Dru Wynings

Crawly - Never write another web scraper

Turn websites into data in seconds. Crawly spiders and extracts complete structured data from an entire website.

Add a comment

Replies

Best
Dru Wynings
Hey ProductHunters! Crawly is a free tool I built that uses Diffbot's automatic article extraction api to turn web content into structured data. I've used it for creating a centralized database of all of our content, but you could also use it to do content audits / migrations or analyze your competitor's content. It's currently limited to 200 pages and only articles at the moment, but I plan to add support for scraping products in the future. Any other features you'd like to see added?
Luka
@druwynings images?
Erik Dungan
@druwynings You should really update that page to clarify the "articles only" caveat. Especially when the tagline on your home page is "No rules required"
Dru Wynings
@callmeed Will do! Like I mentioned, support for products, discussions, images, and videos is in the works.
Matt Gardner
Awesome!!! Looking for a replacement for Kimono (https://www.kimonolabs.com/) since they got acquired by Palantir. Need something to power my Slack menu bot ;)
Neil Cocker
Looks great. Congrats on the launch! I can see some nice applications for this. One suggestion - I understand that it might take a while to scrape the data, but an instant email to say it will be X minutes, or just a notification after email input would be good, to manage expectations. I used it 10 mins ago, and am on the verge of tears that I still have no email... ;-)
Neil Cocker
Cannot GET /results/56ebdf254b0bfe03003ef0d8 :-(
Dru Wynings
@neilcocker Hey Neil, things should be back to normal. Servers were crumbling under the PH load :)
Dru Wynings
@neilcocker I didn't want to inundate people with unnecessary emails, but I don't want people crying either...
Neil Cocker
@druwynings Tears are over.
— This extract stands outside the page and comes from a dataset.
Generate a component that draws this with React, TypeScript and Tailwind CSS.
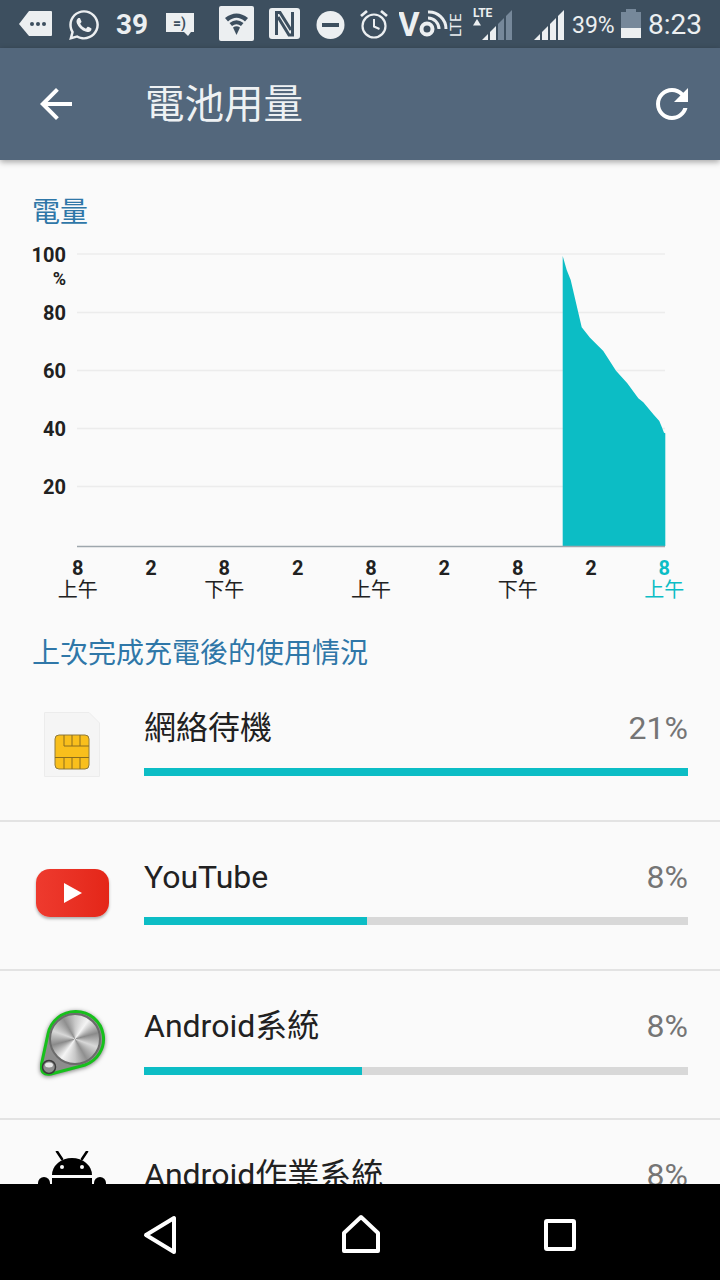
import { ReactNode } from "react";
import { FaWhatsapp } from "react-icons/fa";

const ink = "#eceff1";
const dark = "#3d4f5f";

// status bar icons are drawn in page coordinates, viewBox just crops the slice they sit in
function Slice({ x, w, className, children }: { x: number; w: number; className?: string; children: ReactNode }) {
  return (
    <svg width={w} height={48} viewBox={`${x} 0 ${w} 48`} className={`shrink-0 ${className ?? ""}`}>
      {children}
    </svg>
  );
}

function Bars({ x, lit }: { x: number; lit: number }) {
  return (
    <>
      {[0, 1, 2, 3].map((i) => {
        const a = x + i * 8;
        const b = a + 6;
        return (
          <polygon
            key={i}
            points={`${a},40 ${a},${40 - (a - x)} ${b},${40 - (b - x)} ${b},40`}
            fill={i < lit ? ink : "#76889a"}
          />
        );
      })}
    </>
  );
}

function StatusBar() {
  return (
    <div className="flex h-[48px] shrink-0 items-center bg-[#3d4f5f] pl-[19px] text-[#eceff1]">
      <Slice x={19} w={33}>
        <path d="M19 24 29 11H51a1 1 0 0 1 1 1V35a1 1 0 0 1-1 1H29Z" fill={ink} />
        <circle cx="32" cy="24" r="2" fill={dark} />
        <circle cx="38" cy="24" r="2" fill={dark} />
        <circle cx="44" cy="24" r="2" fill={dark} />
      </Slice>
      <FaWhatsapp className="ml-[15px] mt-[2px] shrink-0" size={34} color={ink} />
      <span className="ml-[15px] mt-[2px] w-[33px] shrink-0 font-['Roboto',sans-serif] text-[28px] font-bold leading-none">39</span>
      <Slice x={166} w={28} className="ml-[17px]">
        <path d="M166 13H194V32H191L188 36 184 32H166Z" fill={ink} />
        <text x="173" y="28" fontSize="14" fontWeight="700" fontFamily="Roboto, sans-serif" fill={dark}>=)</text>
      </Slice>
      <Slice x={219} w={35} className="ml-[25px]">
        <rect x="219" y="6" width="35" height="35" rx="2" fill={ink} />
        <path d="M225 18Q236.500 9 248 18L245 21.500Q236.500 14 228 21.500Z" fill={dark} />
        <path d="M229.500 23Q236.500 17.500 243.500 23L241 26Q236.500 22.500 232 26Z" fill={dark} />
        <path d="M233 27.500Q236.500 25 240 27.500L236.500 35Z" fill={dark} />
      </Slice>
      <Slice x={269} w={31} className="ml-[15px]">
        <rect x="269" y="8" width="31" height="31" rx="3" fill={ink} />
        <path d="M276.500 35V12.500H280L291 30M292.500 12V35H289L278 17" fill="none" stroke={dark} strokeWidth="3" />
      </Slice>
      <Slice x={316} w={29} className="ml-[16px]">
        <circle cx="330.500" cy="25" r="14" fill={ink} />
        <rect x="322" y="23" width="17" height="4" fill={dark} />
      </Slice>
      <Slice x={360} w={28} className="ml-[15px]">
        <circle cx="374" cy="26" r="11.500" fill="none" stroke={ink} strokeWidth="2.200" />
        <path d="M374 19V26.500L379.500 29" fill="none" stroke={ink} strokeWidth="2" />
        <path d="M361 16 367 11M387 16 381 11" fill="none" stroke={ink} strokeWidth="2.800" />
      </Slice>
      <Slice x={399} w={64} className="ml-[11px]">
        <text x="398" y="36" fontSize="33" fontWeight="700" fontFamily="Roboto, sans-serif" fill={ink}>V</text>
        <circle cx="427" cy="29" r="5.500" fill="none" stroke={ink} strokeWidth="4" />
        <path d="M428 18A11 11 0 0 1 439 29M428 12A17 17 0 0 1 446 29" fill="none" stroke={ink} strokeWidth="3" />
        <text x="0" y="0" transform="translate(461 37) rotate(-90)" fontSize="15" fontFamily="Roboto, sans-serif" fill={ink}>LTE</text>
      </Slice>
      <Slice x={473} w={39} className="ml-[10px]">
        <text x="473" y="17" fontSize="12" fontWeight="700" fontFamily="Roboto, sans-serif" fill={ink}>LTE</text>
        <polygon points="477,19 481,25.500 473,25.500" fill={ink} />
        <Bars x={482} lit={2} />
      </Slice>
      <Slice x={534} w={30} className="ml-[22px]">
        <Bars x={534} lit={4} />
      </Slice>
      <span className="ml-[8px] mt-[2px] w-[43px] shrink-0 whitespace-nowrap font-['Roboto',sans-serif] text-[23px] leading-none">39%</span>
      <Slice x={621} w={20} className="ml-[6px]">
        <path d="M621 12H626V9H636V12H641V38H621Z" fill="#76889a" />
        <rect x="621" y="28" width="20" height="10" fill={ink} />
      </Slice>
      <span className="ml-[7px] mt-[2px] shrink-0 font-['Roboto',sans-serif] text-[28px] leading-none">8:23</span>
    </div>
  );
}

function Toolbar() {
  return (
    <div className="relative z-10 flex h-[112px] shrink-0 items-center bg-[#53677c] pl-[32px] pr-[24px] shadow-[0_2px_6px_rgba(0,0,0,0.35)]">
      <svg width="48" height="48" viewBox="0 0 24 24" fill="#fff" className="shrink-0">
        <path d="M20 11H7.830l5.590-5.590L12 4l-8 8 8 8 1.410-1.410L7.830 13H20v-2z" />
      </svg>
      <h1 className="ml-[65px] mt-[2px] flex-1 font-['Roboto','Noto_Sans_CJK_TC',sans-serif] text-[39.500px] font-normal leading-none text-[#eef1f3]">電池用量</h1>
      <svg width="48" height="48" viewBox="0 0 24 24" fill="#fff" className="shrink-0">
        <path d="M17.650 6.350C16.200 4.900 14.210 4 12 4c-4.420 0-7.990 3.580-7.990 8s3.570 8 7.990 8c3.730 0 6.840-2.550 7.730-6h-2.080c-.82 2.330-3.040 4-5.650 4-3.310 0-6-2.690-6-6s2.690-6 6-6c1.660 0 3.140.69 4.220 1.780L13 11h7V4l-2.350 2.350z" />
      </svg>
    </div>
  );
}

const area =
  "562.700,256 566.700,270 570.700,280 581.700,327.300 590,337.700 603.300,351 616,370.700 627.300,383.300 638.300,398.300 643.300,402.300 653.300,414.300 659.300,421 661.700,426.700 664,432.700 665.300,433.300 665.300,546 562.700,546";

function Chart() {
  const yLabels = ["80", "60", "40", "20"];
  const xLabels = [
    ["8", "上午"],
    ["2", ""],
    ["8", "下午"],
    ["2", ""],
    ["8", "上午"],
    ["2", ""],
    ["8", "下午"],
    ["2", ""],
    ["8", "上午"],
  ];
  return (
    <>
      <div className="mt-[9px] flex h-[310px]">
        <div className="w-[66px] shrink-0 pt-[1px] text-right text-[20px] font-bold leading-[24px] text-[#212121]">
          <div className="h-[58px]">
            100
            <div className="text-[18px] leading-[24px]">%</div>
          </div>
          {yLabels.map((label) => (
            <div key={label} className="h-[58px]">{label}</div>
          ))}
        </div>
        <svg width="654" height="310" viewBox="66 242 654 310" className="shrink-0">
          {[254, 312.500, 370.500, 428.500, 486.500].map((y) => (
            <line key={y} x1="77" x2="665" y1={y} y2={y} stroke="#ececec" strokeWidth="1.500" />
          ))}
          <polygon points={area} fill="#0cbdc5" />
          <line x1="77" x2="665" y1="546.500" y2="546.500" stroke="#9ea7ad" strokeWidth="1.500" />
        </svg>
      </div>
      <div className="ml-[41px] mt-[5px] grid w-[660px] grid-cols-9 text-center text-[#212121]">
        {xLabels.map(([hour, half], i) => (
          <div key={i} className={i === 8 ? "text-[#0cbdc5]" : ""}>
            <div className="text-[20px] font-bold leading-[22px]">{hour}</div>
            <div className="text-[20px] leading-[22px]">{half}</div>
          </div>
        ))}
      </div>
    </>
  );
}

function SimIcon() {
  return (
    <svg width="56" height="65" viewBox="44 712 56 65" className="mt-[-4px]">
      <path d="M44.500 712.500H89L99.500 723V776.500H44.500Z" fill="#f5f5f5" stroke="#ececec" />
      <rect x="55" y="735" width="34" height="34" rx="4" fill="#f9bf1c" stroke="#8f7a3c" />
      <path d="M64 735V746H89M72 735V746M80 735V746M55 757.500H89M64 757.500V769M72 757.500V769M80 757.500V769" fill="none" stroke="#8a6d1e" strokeWidth="1" />
    </svg>
  );
}

function YoutubeIcon() {
  return (
    <div className="ml-[1px] mt-[-4px] flex h-[48px] w-[73px] items-center justify-center rounded-[14px] bg-gradient-to-r from-[#ee3a2e] to-[#e42618] shadow-[0_2px_3px_rgba(0,0,0,0.3)]">
      <svg width="20" height="20" viewBox="0 0 20 20" className="ml-[1px]">
        <polygon points="1,0 19,10 1,20" fill="#fff" />
      </svg>
    </div>
  );
}

function MetalIcon() {
  return (
    <div className="relative ml-[6px] mt-[-2px] h-[70px] w-[70px]">
      <svg width="70" height="70" viewBox="40 1009 70 70" className="drop-shadow-[0_1px_2px_rgba(0,0,0,0.5)]">
        <path d="M76 1011.500A27.500 27.500 0 0 1 85 1065L51 1074Q40 1076 41.500 1064L48 1034A28 28 0 0 1 76 1011.500Z" fill="#8d8d8d" stroke="#17c01c" strokeWidth="3" />
        <circle cx="49" cy="1067" r="6.500" fill="#8f8f8f" stroke="#3a3a3a" strokeWidth="1.500" />
        <ellipse cx="49" cy="1065" rx="4" ry="2.500" fill="#e6e6e6" />
      </svg>
      <div className="absolute left-[9px] top-[4px] h-[52px] w-[52px] rounded-full border-2 border-[#6b6b6b] bg-[conic-gradient(#c8c8c8_0deg,#f4f4f4_35deg,#8a8a8a_75deg,#d8d8d8_110deg,#8f8f8f_150deg,#c8c8c8_180deg,#f4f4f4_215deg,#8a8a8a_255deg,#d8d8d8_290deg,#8f8f8f_330deg,#c8c8c8_360deg)]" />
    </div>
  );
}

function AndroidIcon() {
  return (
    <svg width="68" height="84" viewBox="38 1152 68 84" className="mt-[-3px]" fill="#000">
      <path d="M57 1152.500 62 1160M87 1152.500 82 1160" stroke="#000" strokeWidth="2.500" strokeLinecap="round" />
      <path d="M52 1176A20 17 0 0 1 92 1176Z" />
      <circle cx="62" cy="1168" r="2" fill="#fafafa" />
      <circle cx="82" cy="1168" r="2" fill="#fafafa" />
      <rect x="38" y="1178" width="12" height="34" rx="6" />
      <rect x="94" y="1178" width="12" height="34" rx="6" />
      <path d="M52 1179H92V1218H52Z" />
    </svg>
  );
}

type Usage = { name: string; percent: string; fill: string; icon: ReactNode };

const usage: Usage[] = [
  { name: "網絡待機", percent: "21%", fill: "w-full", icon: <SimIcon /> },
  { name: "YouTube", percent: "8%", fill: "w-[223px]", icon: <YoutubeIcon /> },
  { name: "Android系統", percent: "8%", fill: "w-[218px]", icon: <MetalIcon /> },
  { name: "Android作業系統", percent: "8%", fill: "w-[218px]", icon: <AndroidIcon /> },
];

function UsageRow({ item }: { item: Usage }) {
  return (
    <div className="flex h-[149.330px] shrink-0 border-b-2 border-[#e3e3e3]">
      <div className="flex w-[144px] shrink-0 items-center justify-center">{item.icon}</div>
      <div className="flex-1 pr-[32px] pt-[33px]">
        <div className="flex h-[44px] items-center justify-between">
          <span className="text-[32px] leading-[44px] text-[#212121]">{item.name}</span>
          <span className="text-[32px] leading-[44px] text-[#757575]">{item.percent}</span>
        </div>
        <div className="mt-[18.500px] h-[8px] bg-[#d8d8d8]">
          <div className={`h-full bg-[#0cbdc5] ${item.fill}`} />
        </div>
      </div>
    </div>
  );
}

function NavBar() {
  return (
    <div className="flex h-[96px] shrink-0 items-center justify-between bg-black pl-[142px] pr-[144px] pt-[6px]">
      <svg width="36" height="40" viewBox="0 0 36 40">
        <path d="M32 3V37L4 20Z" fill="none" stroke="#fff" strokeWidth="4" strokeLinejoin="round" />
      </svg>
      <svg width="40" height="40" viewBox="0 0 40 40" className="mt-[-2px]">
        <path d="M20 3 37 19V37H3V19Z" fill="none" stroke="#fff" strokeWidth="4" strokeLinejoin="round" />
      </svg>
      <svg width="32" height="32" viewBox="0 0 32 32">
        <rect x="2" y="2" width="28" height="28" rx="1" fill="none" stroke="#fff" strokeWidth="4" />
      </svg>
    </div>
  );
}

export default function App() {
  return (
    <div className="flex h-[1280px] w-[720px] flex-col overflow-hidden bg-[#fafafa] font-['Roboto','Noto_Sans_CJK_TC',sans-serif]">
      <StatusBar />
      <Toolbar />
      <main className="flex min-h-0 flex-1 flex-col overflow-hidden">
        <h2 className="mt-[33px] pl-[32px] text-[28px] font-normal leading-[40px] text-[#2f77a8]">電量</h2>
        <Chart />
        <h2 className="mt-[33px] h-[38.500px] pl-[32px] text-[28px] font-normal leading-[40px] text-[#2f77a8]">上次完成充電後的使用情況</h2>
        {usage.map((item) => (
          <UsageRow key={item.name} item={item} />
        ))}
      </main>
      <NavBar />
    </div>
  );
}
All working now. Very impressive. Good work - this will definitely be very useful.
Eric Iannaccone
I would love to be able to scrape sports stats easily!
Rob Spectre
Diffbot is such a useful service for manipulating published content - huge fan of this team.
Yugendhar Devale
How can I try this? I think there is some server issue Code 503.
Dru Wynings
@go_venky Sorry about that! Things should be back to normal *fingers crossed*.
Erik Dungan
The potential of this is really big and there are clearly needs across a lot of industries. Unfortunately, my tests with some ecommerce product pages had less than stellar results.
Dru Wynings
@callmeed Thanks Erik. If you'd like, I can set you up with a Diffbot trial account for crawling ecommerce pages. Interested?
Erik Dungan
@druwynings for sure ... I think I have a call with you next week btw :)
Sarthak Grover
Awesome! Any plans for a command-line version in the future?
Dru Wynings
@sarthakgrover To be honest, probably not. That being said, Crawly's big brother is Crawlbot (https://www.diffbot.com/products...) which has a fully-supported API (https://www.diffbot.com/dev/docs...)
Mat Newton
love the name! Nothing else to add. Just love the name. Great movie.
Dave Lynam
Is there a way to customize what data gets scraped? The ability to mouse over elements and select/de-select them would be ideal.
Dru Wynings
@drlynam Not at the moment within Crawly. That's something that we fully support using our Custom Api (http://www.diffbot.com/products/...)
Christopher Leach
@druwynings Any student access at a cheaper price? love this kinda stuff but don't have the money for it
abdullah m. ceylan
@datarade wow, great! My fav is apifier ofcourse.
Surjith S M
Just tried not so great. 1. does not capture the actual URL, it captures root/ folder 2. We can save as json and csv? what's the use of that? We need to call the API each time right? is it only onetime getting?
🚀 Pierre-Henry 💡
Love it! Great job
Julius Muraguri
Hello there Please can it be used to collect data from websites into airtable
Andrey Demchenko
Seems, like a suitable solution for small data scraping tasks, I am going to make a little testing to it right now! However, for more extended tasks, it is reasonable to go for professional services on request, like this one https://data-ox.com/webscraping-..., for instance. This guys can also develop a custom tool for specific needs, by the way.
Dara
Looks great. Scraping data from sites is a pain. Well done.